» **SHORT EXERCISE**: How many of these lines hold the string "components"? Answer with the number only.

» **DATA PROVIDED**:
------------------------------------------------------------

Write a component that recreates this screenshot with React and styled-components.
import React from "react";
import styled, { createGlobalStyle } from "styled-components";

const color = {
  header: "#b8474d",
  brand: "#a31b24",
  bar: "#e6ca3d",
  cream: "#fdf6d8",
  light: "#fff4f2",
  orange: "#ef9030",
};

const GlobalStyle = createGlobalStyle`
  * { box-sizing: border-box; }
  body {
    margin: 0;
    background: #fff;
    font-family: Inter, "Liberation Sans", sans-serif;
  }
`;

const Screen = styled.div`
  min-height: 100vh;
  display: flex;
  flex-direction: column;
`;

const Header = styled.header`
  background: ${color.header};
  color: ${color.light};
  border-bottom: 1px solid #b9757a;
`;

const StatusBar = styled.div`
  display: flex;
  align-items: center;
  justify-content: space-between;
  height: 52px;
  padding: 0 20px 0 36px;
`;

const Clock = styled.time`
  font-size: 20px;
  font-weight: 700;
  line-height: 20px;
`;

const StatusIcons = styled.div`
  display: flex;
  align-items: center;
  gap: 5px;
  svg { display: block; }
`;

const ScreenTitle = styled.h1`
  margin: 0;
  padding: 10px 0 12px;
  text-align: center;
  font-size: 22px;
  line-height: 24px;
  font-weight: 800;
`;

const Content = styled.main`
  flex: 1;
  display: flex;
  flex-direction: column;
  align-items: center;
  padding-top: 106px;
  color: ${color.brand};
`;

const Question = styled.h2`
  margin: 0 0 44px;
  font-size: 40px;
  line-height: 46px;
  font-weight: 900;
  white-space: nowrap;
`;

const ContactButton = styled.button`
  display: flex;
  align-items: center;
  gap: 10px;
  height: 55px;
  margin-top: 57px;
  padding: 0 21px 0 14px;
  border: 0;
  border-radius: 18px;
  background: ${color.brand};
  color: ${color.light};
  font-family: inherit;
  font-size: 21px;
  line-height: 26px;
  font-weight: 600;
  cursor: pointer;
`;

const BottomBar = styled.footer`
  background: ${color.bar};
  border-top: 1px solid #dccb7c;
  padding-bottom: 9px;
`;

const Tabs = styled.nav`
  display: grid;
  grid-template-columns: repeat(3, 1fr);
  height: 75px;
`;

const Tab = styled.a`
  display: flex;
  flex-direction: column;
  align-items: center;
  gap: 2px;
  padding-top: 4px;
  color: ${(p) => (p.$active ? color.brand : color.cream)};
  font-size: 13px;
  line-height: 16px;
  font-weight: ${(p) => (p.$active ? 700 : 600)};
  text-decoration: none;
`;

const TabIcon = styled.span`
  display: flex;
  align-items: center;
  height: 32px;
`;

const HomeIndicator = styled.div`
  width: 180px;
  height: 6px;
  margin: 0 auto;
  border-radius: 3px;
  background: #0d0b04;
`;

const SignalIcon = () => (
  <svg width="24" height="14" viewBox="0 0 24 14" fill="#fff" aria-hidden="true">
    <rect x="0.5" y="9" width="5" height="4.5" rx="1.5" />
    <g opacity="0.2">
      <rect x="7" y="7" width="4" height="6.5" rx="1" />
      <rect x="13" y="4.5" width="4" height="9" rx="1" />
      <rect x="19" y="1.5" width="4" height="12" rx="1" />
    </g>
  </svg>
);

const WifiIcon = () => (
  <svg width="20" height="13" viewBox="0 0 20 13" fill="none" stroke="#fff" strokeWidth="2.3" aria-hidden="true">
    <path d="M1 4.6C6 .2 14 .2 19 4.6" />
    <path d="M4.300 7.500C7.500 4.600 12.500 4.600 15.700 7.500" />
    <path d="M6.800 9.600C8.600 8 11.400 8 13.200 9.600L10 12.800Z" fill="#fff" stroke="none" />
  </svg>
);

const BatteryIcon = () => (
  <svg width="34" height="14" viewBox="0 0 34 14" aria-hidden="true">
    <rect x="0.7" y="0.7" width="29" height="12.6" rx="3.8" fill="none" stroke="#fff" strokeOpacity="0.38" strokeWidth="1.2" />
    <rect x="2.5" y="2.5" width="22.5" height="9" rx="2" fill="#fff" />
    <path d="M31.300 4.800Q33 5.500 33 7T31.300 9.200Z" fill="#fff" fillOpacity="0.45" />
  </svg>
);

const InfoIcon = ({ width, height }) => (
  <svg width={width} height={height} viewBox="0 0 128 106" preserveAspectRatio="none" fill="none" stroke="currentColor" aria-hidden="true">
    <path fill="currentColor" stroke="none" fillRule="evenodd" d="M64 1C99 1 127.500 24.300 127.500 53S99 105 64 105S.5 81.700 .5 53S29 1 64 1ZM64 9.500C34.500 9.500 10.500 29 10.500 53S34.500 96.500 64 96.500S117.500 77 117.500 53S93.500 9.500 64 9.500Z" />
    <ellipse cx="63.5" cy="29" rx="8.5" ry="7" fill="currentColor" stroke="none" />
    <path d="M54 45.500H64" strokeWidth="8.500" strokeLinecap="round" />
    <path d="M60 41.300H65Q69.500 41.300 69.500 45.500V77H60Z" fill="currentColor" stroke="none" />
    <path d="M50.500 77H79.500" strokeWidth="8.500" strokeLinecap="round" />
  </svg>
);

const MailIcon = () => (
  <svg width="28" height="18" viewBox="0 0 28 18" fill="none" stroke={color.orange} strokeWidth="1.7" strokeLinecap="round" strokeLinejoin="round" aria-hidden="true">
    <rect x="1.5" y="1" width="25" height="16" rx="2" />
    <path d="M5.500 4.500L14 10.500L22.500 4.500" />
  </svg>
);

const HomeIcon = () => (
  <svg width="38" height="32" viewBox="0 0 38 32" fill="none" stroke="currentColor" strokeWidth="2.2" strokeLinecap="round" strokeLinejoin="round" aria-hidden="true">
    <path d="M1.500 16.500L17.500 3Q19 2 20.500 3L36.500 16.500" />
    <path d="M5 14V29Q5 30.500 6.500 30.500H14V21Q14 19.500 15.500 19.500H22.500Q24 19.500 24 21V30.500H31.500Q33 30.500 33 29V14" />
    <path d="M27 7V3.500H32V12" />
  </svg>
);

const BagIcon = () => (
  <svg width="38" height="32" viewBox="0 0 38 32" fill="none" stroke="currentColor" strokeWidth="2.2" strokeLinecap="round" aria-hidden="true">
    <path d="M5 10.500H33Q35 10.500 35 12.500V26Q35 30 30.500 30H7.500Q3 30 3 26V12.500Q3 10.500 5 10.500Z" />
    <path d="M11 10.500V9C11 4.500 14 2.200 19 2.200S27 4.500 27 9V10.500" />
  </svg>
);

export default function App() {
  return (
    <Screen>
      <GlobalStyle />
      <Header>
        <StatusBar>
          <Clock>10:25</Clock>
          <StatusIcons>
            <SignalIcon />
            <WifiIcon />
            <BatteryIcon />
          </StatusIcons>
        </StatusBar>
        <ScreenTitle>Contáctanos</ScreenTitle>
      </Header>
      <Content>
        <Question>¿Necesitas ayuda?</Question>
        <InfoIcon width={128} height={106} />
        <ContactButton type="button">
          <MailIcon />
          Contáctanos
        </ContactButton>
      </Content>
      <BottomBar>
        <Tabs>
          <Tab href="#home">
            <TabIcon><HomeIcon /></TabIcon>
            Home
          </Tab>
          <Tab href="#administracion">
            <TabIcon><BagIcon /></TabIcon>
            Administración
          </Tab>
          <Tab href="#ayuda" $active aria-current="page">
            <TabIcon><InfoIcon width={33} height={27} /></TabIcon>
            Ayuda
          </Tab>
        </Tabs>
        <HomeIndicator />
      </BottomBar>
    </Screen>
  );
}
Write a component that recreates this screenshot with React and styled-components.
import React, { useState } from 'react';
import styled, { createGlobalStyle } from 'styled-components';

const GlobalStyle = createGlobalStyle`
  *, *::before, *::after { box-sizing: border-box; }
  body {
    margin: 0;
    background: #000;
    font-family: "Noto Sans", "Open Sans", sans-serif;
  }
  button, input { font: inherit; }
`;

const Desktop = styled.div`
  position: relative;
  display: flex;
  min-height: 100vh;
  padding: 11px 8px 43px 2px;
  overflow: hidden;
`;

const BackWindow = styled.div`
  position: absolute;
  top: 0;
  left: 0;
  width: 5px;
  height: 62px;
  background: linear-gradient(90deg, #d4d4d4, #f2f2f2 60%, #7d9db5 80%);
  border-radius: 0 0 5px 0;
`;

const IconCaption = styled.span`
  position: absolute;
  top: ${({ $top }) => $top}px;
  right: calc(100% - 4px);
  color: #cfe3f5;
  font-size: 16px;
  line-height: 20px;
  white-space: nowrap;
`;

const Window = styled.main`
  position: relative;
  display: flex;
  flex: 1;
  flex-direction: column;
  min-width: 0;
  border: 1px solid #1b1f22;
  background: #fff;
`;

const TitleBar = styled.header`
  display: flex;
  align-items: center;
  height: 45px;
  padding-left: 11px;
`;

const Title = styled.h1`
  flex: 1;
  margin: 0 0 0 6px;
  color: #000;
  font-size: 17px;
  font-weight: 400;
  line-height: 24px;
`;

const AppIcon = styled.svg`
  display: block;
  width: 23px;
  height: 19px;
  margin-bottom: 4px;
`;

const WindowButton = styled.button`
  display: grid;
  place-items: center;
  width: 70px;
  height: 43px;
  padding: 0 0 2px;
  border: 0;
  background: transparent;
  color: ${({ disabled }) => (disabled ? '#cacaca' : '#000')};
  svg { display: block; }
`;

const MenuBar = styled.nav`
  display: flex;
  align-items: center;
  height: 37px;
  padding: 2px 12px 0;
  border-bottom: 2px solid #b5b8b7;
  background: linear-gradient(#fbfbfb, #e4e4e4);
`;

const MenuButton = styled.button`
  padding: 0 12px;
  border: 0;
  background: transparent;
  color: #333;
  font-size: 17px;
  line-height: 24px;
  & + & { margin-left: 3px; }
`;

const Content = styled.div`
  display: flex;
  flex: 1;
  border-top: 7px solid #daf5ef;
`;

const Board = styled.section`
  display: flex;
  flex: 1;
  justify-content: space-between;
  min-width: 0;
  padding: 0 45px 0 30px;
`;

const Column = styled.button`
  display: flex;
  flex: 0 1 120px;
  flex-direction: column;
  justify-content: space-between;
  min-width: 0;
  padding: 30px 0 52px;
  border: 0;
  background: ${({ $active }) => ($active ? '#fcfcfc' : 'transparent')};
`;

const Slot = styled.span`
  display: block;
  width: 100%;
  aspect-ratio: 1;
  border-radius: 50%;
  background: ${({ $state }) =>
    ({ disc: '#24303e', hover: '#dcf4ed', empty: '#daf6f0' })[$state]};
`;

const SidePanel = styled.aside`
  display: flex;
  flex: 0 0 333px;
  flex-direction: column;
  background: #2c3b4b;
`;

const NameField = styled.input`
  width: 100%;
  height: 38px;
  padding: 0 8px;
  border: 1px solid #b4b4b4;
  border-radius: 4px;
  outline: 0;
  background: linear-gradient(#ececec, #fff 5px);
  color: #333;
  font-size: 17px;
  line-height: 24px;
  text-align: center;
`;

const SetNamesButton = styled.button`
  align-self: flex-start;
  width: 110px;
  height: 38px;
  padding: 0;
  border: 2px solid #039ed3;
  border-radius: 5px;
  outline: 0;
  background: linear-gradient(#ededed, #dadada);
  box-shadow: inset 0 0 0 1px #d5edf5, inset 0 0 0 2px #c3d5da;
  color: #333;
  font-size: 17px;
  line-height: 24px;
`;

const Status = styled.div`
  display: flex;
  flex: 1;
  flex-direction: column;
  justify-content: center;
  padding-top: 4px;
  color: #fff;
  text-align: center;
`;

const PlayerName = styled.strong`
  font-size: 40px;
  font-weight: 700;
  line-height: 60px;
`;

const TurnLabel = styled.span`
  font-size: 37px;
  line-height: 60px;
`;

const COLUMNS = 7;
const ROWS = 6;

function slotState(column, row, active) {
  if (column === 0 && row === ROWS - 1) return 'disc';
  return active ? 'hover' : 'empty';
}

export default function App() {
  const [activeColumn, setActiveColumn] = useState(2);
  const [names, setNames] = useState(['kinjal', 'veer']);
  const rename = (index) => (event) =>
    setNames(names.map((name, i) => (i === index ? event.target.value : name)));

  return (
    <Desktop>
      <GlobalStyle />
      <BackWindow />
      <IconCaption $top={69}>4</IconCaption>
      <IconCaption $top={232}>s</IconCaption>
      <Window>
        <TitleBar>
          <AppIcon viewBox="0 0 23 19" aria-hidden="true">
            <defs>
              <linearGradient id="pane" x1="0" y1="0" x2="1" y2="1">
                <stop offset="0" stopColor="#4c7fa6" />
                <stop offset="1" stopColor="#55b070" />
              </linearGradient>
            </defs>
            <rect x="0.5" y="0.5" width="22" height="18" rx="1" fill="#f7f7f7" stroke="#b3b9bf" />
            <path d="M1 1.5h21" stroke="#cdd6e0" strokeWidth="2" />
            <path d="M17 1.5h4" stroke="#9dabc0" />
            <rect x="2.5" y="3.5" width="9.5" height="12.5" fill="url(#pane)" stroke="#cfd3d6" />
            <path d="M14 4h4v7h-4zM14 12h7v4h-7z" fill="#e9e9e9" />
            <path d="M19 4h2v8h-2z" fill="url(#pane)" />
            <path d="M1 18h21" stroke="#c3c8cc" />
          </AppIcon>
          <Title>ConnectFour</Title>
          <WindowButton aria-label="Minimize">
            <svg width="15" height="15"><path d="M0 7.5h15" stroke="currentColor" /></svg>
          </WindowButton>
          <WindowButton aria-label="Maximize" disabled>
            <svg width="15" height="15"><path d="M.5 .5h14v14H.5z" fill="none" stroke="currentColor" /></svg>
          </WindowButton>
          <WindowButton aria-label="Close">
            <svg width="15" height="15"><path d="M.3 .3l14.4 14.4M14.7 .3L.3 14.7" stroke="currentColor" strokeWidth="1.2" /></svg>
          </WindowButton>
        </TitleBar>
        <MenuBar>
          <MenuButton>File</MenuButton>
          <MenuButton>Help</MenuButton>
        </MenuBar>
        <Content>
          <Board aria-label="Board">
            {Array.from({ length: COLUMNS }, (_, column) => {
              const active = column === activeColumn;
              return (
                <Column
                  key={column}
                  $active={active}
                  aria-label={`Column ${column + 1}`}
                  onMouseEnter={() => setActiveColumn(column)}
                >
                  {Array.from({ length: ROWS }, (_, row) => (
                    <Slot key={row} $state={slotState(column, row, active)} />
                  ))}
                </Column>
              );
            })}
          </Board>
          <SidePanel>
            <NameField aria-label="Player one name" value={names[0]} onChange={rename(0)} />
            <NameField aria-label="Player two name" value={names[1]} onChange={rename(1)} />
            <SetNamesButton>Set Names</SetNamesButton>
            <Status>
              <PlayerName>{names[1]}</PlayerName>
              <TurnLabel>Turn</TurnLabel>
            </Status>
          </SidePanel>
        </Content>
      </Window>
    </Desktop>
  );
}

------------------------------------------------------------

» **EXERCISE RESPONSE**: 4